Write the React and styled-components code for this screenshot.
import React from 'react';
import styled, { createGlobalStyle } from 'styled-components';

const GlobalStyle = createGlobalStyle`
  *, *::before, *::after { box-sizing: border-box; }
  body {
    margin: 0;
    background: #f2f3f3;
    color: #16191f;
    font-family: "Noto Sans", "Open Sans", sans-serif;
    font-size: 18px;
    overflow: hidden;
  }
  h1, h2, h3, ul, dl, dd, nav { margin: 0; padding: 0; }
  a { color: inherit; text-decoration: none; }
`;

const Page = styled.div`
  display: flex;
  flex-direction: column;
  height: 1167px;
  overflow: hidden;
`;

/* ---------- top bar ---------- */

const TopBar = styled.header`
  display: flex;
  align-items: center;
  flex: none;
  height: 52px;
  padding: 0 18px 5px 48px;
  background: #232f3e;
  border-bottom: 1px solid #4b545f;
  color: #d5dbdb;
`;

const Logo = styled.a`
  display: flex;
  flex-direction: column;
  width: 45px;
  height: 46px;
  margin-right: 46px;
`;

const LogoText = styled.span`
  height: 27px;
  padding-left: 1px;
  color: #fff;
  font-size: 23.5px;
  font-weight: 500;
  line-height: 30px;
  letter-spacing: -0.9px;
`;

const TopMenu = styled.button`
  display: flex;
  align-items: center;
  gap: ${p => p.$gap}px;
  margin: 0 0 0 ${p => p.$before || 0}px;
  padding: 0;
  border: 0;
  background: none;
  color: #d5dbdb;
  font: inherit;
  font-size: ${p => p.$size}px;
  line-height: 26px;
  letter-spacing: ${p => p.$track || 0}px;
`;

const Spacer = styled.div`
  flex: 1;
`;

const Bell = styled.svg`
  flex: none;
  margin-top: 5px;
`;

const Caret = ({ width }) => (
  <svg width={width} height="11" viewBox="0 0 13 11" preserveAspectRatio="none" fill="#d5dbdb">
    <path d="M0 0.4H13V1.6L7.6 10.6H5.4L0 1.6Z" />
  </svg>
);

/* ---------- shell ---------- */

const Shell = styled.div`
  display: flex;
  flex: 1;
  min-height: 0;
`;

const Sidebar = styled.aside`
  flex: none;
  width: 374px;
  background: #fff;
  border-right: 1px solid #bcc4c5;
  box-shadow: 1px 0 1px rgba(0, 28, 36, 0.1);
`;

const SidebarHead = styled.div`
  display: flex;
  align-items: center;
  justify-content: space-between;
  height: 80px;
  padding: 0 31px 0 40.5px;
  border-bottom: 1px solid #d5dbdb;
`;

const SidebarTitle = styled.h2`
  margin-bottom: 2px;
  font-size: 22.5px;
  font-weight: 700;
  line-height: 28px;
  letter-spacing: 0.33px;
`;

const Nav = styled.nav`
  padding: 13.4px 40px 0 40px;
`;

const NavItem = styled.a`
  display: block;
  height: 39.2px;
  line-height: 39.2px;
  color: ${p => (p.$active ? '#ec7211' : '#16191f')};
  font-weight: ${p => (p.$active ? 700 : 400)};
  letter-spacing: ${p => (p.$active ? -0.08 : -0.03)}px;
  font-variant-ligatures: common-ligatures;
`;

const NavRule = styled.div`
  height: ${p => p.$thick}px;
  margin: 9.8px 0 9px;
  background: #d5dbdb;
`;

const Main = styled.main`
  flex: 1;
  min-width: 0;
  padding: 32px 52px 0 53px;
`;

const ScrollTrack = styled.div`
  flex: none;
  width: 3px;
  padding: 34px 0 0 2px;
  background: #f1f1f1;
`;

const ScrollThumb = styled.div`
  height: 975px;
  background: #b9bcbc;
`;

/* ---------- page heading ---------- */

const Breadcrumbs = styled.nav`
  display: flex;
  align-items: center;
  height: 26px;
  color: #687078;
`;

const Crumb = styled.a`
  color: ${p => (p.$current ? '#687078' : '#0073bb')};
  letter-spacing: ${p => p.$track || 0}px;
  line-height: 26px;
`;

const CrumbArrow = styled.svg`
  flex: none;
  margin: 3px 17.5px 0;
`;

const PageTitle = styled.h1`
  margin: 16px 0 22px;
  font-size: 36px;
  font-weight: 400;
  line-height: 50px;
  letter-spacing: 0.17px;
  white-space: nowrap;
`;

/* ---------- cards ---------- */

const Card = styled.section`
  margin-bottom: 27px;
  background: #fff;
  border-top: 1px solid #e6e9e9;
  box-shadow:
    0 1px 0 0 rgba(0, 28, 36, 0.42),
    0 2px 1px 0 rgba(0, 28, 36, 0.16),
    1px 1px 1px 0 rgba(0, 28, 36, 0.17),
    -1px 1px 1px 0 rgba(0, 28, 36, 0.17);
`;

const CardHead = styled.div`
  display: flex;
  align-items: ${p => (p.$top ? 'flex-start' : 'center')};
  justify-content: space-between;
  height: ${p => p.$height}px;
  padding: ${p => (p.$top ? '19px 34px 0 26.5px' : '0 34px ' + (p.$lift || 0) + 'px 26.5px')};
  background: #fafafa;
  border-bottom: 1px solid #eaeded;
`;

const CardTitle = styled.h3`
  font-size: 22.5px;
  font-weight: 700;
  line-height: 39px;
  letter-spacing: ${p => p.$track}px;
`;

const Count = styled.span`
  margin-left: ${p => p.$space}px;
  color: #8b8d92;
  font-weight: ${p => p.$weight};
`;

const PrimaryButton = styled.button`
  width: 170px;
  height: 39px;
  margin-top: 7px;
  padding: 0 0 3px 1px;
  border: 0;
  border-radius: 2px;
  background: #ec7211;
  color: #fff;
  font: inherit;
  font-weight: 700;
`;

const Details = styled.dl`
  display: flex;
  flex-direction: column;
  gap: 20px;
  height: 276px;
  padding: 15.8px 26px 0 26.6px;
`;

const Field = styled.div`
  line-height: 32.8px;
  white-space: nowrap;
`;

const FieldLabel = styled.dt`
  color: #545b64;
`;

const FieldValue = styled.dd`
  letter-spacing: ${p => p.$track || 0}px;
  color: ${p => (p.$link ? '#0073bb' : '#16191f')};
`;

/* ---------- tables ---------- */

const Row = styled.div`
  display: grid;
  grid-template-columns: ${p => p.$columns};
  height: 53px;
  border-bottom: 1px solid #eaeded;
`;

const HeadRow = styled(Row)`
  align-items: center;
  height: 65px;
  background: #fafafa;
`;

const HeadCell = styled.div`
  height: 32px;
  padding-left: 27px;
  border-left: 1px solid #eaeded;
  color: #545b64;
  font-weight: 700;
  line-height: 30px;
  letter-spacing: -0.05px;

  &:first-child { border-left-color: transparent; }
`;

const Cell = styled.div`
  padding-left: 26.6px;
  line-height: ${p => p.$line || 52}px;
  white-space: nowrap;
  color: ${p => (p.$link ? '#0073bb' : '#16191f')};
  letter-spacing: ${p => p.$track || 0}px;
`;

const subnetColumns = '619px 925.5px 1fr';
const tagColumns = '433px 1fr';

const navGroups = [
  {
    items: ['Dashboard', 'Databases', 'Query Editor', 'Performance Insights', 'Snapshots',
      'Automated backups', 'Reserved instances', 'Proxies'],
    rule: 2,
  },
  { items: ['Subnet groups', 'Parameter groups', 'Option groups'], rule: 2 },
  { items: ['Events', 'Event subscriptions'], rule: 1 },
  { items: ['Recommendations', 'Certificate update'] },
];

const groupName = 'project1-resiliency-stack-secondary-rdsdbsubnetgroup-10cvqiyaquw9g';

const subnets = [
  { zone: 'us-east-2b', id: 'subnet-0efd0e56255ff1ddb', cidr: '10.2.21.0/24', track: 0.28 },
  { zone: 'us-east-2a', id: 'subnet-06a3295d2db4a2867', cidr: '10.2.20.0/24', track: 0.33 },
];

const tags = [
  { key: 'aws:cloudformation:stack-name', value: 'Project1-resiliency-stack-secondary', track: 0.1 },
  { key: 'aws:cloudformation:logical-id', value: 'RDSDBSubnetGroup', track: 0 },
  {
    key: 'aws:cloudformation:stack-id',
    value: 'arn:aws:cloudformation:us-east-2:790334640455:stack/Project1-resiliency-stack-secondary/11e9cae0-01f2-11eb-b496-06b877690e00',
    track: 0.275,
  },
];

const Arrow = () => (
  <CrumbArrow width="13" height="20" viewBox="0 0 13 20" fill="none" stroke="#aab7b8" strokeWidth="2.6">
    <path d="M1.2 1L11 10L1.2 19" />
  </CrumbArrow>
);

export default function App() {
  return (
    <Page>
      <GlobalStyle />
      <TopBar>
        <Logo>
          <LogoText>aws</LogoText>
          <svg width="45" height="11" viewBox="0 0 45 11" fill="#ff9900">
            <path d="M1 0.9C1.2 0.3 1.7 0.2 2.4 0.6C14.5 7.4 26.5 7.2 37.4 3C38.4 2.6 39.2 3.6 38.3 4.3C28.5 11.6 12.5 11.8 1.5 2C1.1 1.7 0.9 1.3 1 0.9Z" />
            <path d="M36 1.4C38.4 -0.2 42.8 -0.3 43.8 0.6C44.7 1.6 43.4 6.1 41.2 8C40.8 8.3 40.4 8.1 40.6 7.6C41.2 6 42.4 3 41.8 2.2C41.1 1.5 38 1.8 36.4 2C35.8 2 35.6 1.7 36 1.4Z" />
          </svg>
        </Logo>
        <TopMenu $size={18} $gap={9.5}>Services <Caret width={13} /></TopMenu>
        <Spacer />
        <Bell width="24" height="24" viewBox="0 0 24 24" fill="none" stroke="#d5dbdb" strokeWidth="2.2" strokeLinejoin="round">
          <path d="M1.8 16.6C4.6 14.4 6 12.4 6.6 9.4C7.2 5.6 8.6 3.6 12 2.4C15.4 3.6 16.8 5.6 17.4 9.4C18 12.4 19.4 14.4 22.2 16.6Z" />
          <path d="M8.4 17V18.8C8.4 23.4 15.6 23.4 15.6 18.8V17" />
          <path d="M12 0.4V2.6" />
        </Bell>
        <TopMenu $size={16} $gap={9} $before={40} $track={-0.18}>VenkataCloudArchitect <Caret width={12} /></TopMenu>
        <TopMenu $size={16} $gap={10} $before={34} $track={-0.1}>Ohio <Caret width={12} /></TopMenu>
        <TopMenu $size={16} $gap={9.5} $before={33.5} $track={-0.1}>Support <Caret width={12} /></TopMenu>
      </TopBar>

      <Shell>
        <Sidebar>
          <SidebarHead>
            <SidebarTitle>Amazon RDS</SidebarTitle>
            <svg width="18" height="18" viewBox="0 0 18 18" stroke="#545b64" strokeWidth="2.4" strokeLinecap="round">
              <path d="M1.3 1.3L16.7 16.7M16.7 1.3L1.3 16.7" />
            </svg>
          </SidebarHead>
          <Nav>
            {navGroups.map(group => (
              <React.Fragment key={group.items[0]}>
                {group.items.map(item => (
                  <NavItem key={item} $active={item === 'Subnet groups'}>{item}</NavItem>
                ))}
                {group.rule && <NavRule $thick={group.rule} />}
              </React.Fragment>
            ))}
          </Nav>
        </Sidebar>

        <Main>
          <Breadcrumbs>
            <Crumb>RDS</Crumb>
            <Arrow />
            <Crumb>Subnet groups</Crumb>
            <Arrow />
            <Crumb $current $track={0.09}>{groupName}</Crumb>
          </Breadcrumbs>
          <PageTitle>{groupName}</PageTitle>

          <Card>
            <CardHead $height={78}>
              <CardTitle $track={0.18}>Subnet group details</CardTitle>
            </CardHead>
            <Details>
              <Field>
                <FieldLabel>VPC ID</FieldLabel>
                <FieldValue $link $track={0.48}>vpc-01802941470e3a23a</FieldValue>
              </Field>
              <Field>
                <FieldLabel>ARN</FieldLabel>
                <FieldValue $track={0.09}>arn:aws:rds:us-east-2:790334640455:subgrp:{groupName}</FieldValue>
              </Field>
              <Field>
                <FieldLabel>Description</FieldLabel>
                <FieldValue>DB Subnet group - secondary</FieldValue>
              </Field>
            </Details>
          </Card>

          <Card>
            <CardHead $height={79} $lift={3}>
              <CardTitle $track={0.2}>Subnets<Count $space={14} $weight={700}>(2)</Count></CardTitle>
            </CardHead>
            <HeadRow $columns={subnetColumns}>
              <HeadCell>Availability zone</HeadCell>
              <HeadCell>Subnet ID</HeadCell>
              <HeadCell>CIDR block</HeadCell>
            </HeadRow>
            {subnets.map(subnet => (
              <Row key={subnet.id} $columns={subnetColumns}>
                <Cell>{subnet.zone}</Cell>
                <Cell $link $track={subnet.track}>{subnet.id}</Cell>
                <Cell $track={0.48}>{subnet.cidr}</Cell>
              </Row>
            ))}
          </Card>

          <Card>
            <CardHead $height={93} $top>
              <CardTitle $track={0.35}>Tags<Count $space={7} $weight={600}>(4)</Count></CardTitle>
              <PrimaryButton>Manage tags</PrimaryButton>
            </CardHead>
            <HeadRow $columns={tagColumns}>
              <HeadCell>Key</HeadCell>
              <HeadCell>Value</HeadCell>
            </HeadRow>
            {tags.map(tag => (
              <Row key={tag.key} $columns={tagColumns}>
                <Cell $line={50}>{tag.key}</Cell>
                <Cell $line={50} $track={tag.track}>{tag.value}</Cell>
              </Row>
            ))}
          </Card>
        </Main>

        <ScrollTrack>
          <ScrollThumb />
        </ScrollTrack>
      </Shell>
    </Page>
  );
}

= = = = = = =

◆ **EXERCISE REQUIREMENTS**
Produce the lines from the top of the listing through the "top bar ---------- */" line exactly as they appear, with no additional output.

◆ **CORRECT ANSWER**
Write the React and styled-components code for this screenshot.
import React from 'react';
import styled, { createGlobalStyle } from 'styled-components';

const GlobalStyle = createGlobalStyle`
  *, *::before, *::after { box-sizing: border-box; }
  body {
    margin: 0;
    background: #f2f3f3;
    color: #16191f;
    font-family: "Noto Sans", "Open Sans", sans-serif;
    font-size: 18px;
    overflow: hidden;
  }
  h1, h2, h3, ul, dl, dd, nav { margin: 0; padding: 0; }
  a { color: inherit; text-decoration: none; }
`;

const Page = styled.div`
  display: flex;
  flex-direction: column;
  height: 1167px;
  overflow: hidden;
`;

/* ---------- top bar ---------- */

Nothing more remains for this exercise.